Con todo, cualquiera que haya visto a Bergoglio sabe que no es una figura glamorosa, del estilo que prefieren los programas televisivos. Ni es un orador grandilocuente, con dotes histriónicas, sino de tono más bien bajo, pero de contenido profundo. Además, hasta antes de ser designado obispo auxiliar de Buenos Aires, en 1992, cuando tenía 55 años, era un perfecto out sider en la Iglesia, no un sacerdote que venía ascendiendo en la pirámide eclesiástica, haciendo carrera.

En aquel tiempo se desempeñaba como confesor de la residencia de la Compañía de Jesús en Córdoba, adonde había sido destinado hacía casi dos años. Fue el entonces arzobispo de Buenos Aires, cardenal Antonio Quarracino, quien —atraído por sus condiciones— lo escogió como uno de sus principales colaboradores (uno de sus obispos auxiliares). Y un año después lo convirtió en el principal, al ungirlo su vicario general. Cuando su salud comenzó a deteriorarse, lo impulsó como su sucesor (el Papa lo nombró arzobispo coadjutor con derecho a sucesión). Al morir Quarracino, en 1998, Bergoglio se convirtió en el primer jesuita al frente de la curia porteña.

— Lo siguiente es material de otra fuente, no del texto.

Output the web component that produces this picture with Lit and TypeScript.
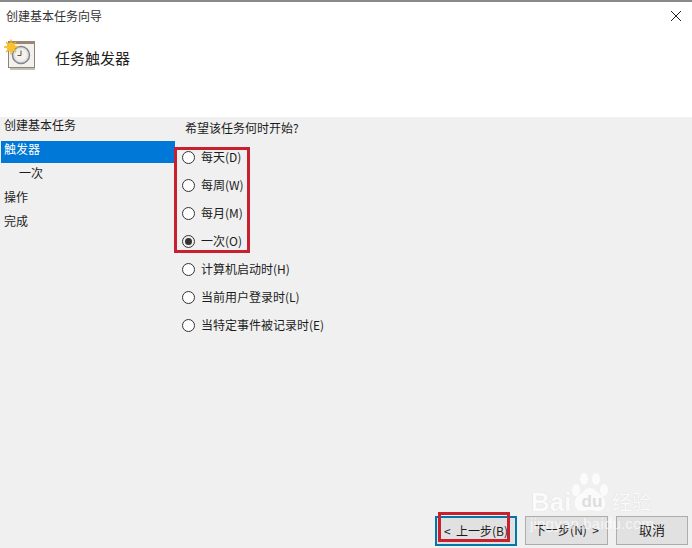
import { LitElement, html, css } from "lit";
import { customElement } from "lit/decorators.js";

const options = ["每天(D)", "每周(W)", "每月(M)", "一次(O)", "计算机启动时(H)", "当前用户登录时(L)", "当特定事件被记录时(E)"];

@customElement("app-root")
export class AppRoot extends LitElement {
  static styles = css`
    :host {
      display: flex;
      flex-direction: column;
      position: relative;
      width: 692px;
      height: 548px;
      overflow: hidden;
      background: #fff;
      color: #1c1c1c;
      font: 12px/24px "Noto Sans CJK SC", "Liberation Sans", sans-serif;
    }
    .header {
      height: 115px;
      border-top: 2px solid #8a8a8a;
      flex: none;
    }
    .titlebar {
      display: flex;
      justify-content: space-between;
      align-items: center;
      height: 28px;
      padding: 0 10px 0 6px;
      color: #333;
    }
    .close { display: block; width: 12px; height: 12px; }
    .heading {
      display: flex;
      align-items: center;
      gap: 19px;
      padding: 8px 0 0 4px;
    }
    .heading svg { display: block; width: 32px; height: 32px; }
    .heading span { font-size: 15px; margin-top: 7px; color: #222; }
    .body {
      flex: 1;
      display: flex;
      background: #f0f0f0;
      position: relative;
    }
    nav { width: 175px; margin-top: -4px; flex: none; }
    nav div { height: 24px; padding-left: 4px; }
    nav div.sel {
      background: #0078d7; color: #fff; margin: 4px 0 -2px 1px; padding-left: 3px;
      height: 22px; line-height: 16px;
    }
    nav div.sub { padding-left: 19px; }
    main { flex: 1; margin-top: -1px; }
    .q { height: 24px; margin-left: 10px; }
    .opts { margin-top: 3px; }
    .opt { display: flex; align-items: center; height: 28px; margin-left: 7px; gap: 6px; }
    .radio {
      width: 13px; height: 13px; box-sizing: border-box; border: 1px solid #333; border-radius: 50%;
      background: #fff; display: flex; align-items: center; justify-content: center; flex: none;
    }
    .radio.on { background: #f0f0f0; }
    .radio.on i { display: block; width: 7px; height: 7px; border-radius: 50%; background: #333; }
    .buttons {
      position: absolute; right: 4px; bottom: 2px; display: flex; gap: 8px; align-items: flex-end;
    }
    button {
      width: 72px; height: 29px; box-sizing: border-box; padding: 0 0 2px;
      background: #e1e1e1; border: 1px solid #adadad; color: #1c1c1c;
      font: 12px "Noto Sans CJK SC", "Liberation Sans", sans-serif;
      white-space: pre;
    }
    button.b1 { width: 82px; height: 30px; border: 2px solid #0078a8; }
    button.b2 { width: 83px; margin-bottom: 1px; }
    button.b3 { margin-bottom: 1px; font-size: 13px; }
    .mark { position: absolute; border: 3px solid #c8202e; box-sizing: border-box; pointer-events: none; }
    .m1 { left: 174px; top: 147px; width: 76px; height: 106px; }
    .m2 { left: 438px; top: 512px; width: 72px; height: 30px; }
    .wm { position: absolute; left: 530px; top: 472px; width: 135px; height: 62px; color: #fbfbfb; text-shadow: 0 0 1px #cfcfcf; }
    .wm svg { position: absolute; left: 41px; top: 1px; width: 38px; height: 39px; }
    .bai { position: absolute; left: 1px; top: 17px; font: bold 26px/26px "Liberation Sans", sans-serif; }
    .du { position: absolute; left: 45px; top: 21px; width: 34px; text-align: center; color: #dedede; text-shadow: none; font: bold 17px/18px "Liberation Sans", sans-serif; }
    .jy { position: absolute; left: 82px; top: 18px; font-size: 20px; line-height: 24px; }
    .url { position: absolute; left: 0; top: 43px; font: 15px/17px "Liberation Sans", sans-serif; color: rgba(255,255,255,.7); text-shadow: none; letter-spacing: .2px; }
  `;

  render() {
    return html`
      <div class="header">
        <div class="titlebar">
          <span>创建基本任务向导</span>
          <svg class="close" viewBox="0 0 12 12"><path d="M1 1L11 11M11 1L1 11" stroke="#222" stroke-width="1" fill="none"/></svg>
        </div>
        <div class="heading">
          <svg viewBox="0 0 32 32">
            <path d="M6 29h25v3H6z" fill="#c4c0b6"/>
            <rect x="4.5" y="4.5" width="26" height="25" fill="#f3f1eb" stroke="#8c8478"/>
            <rect x="4" y="3" width="27" height="3" fill="#9a8672"/>
            <circle cx="17" cy="17" r="8.5" fill="#dfe2e8" stroke="#85858c" stroke-width="1.5"/>
            <circle cx="17" cy="17" r="6" fill="#f6f2e8"/>
            <path d="M17 12.5V17.5H13.5" stroke="#555" stroke-width="1" fill="none"/>
            <g stroke="#f0b01c" stroke-width="1.3"><path d="M7 1.5V16.5M-.5 9H14.5M2 4L12 14M12 4L2 14"/></g>
            <circle cx="7" cy="9" r="4.5" fill="#f7c22e"/>
          </svg>
          <span>任务触发器</span>
        </div>
      </div>
      <div class="body">
        <nav>
          <div>创建基本任务</div>
          <div class="sel">触发器</div>
          <div class="sub">一次</div>
          <div>操作</div>
          <div>完成</div>
        </nav>
        <main>
          <div class="q">希望该任务何时开始?</div>
          <div class="opts">
            ${options.map((o, i) => html`
              <div class="opt">
                <span class="radio ${i === 3 ? "on" : ""}">${i === 3 ? html`<i></i>` : ""}</span>
                <span>${o}</span>
              </div>`)}
          </div>
        </main>
        <div class="buttons">
          <button class="b1">&lt;  上一步(B)</button>
          <button class="b2">下一步(N)  &gt;</button>
          <button class="b3">取消</button>
        </div>
      </div>
      <div class="wm">
        <svg viewBox="0 0 38 39" fill="#fbfbfb">
          <ellipse cx="5" cy="17" rx="4" ry="6"/>
          <ellipse cx="13" cy="6" rx="4" ry="6"/>
          <ellipse cx="25" cy="6" rx="4" ry="6"/>
          <ellipse cx="33" cy="17" rx="4" ry="6"/>
          <path d="M19 15c-5 0-6 4-11 7-6 4-6 16 3 16 3 0 5-1 8-1s5 1 8 1c9 0 9-12 3-16-5-3-6-7-11-7z"/>
        </svg>
        <span class="bai">Bai</span>
        <span class="du">du</span>
        <span class="jy">经验</span>
        <span class="url">jingyan.baidu.com</span>
      </div>
      <div class="mark m1"></div>
      <div class="mark m2"></div>
    `;
  }
}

Por entonces, Bergoglio ya contaba con un gran ascendiente sobre el clero de la ciudad, sobre todo el más joven. Gustaba su afable cercanía, su simpleza, su sabio consejo. Nada de eso cambiaría con su llegada al principal sillón de la arquidiócesis primada, sede cardenalicia. Habilitaría un teléfono directo para que los sacerdotes pudieran llamarlo a cualquier hora ante un problema. Seguiría pernoctando en alguna parroquia, asistiendo a un sacerdote enfermo, de ser necesario. Continuaría viajando en colectivo o en subterráneo y dejando de lado un auto con chofer. Rechazaría ir a vivir a la elegante residencia arzobispal de Olivos, cercana a la quinta de los presidentes, permaneciendo en su austero cuarto de la curia porteña. En fin, seguiría respondiendo personalmente los llamados, recibiendo a todo el mundo y anotando directamente él las audiencias y actividades en su rústica agenda de bolsillo. Y continuaría esquivando los eventos sociales y prefiriendo el simple traje oscuro con el clerigman a la sotana cardenalicia.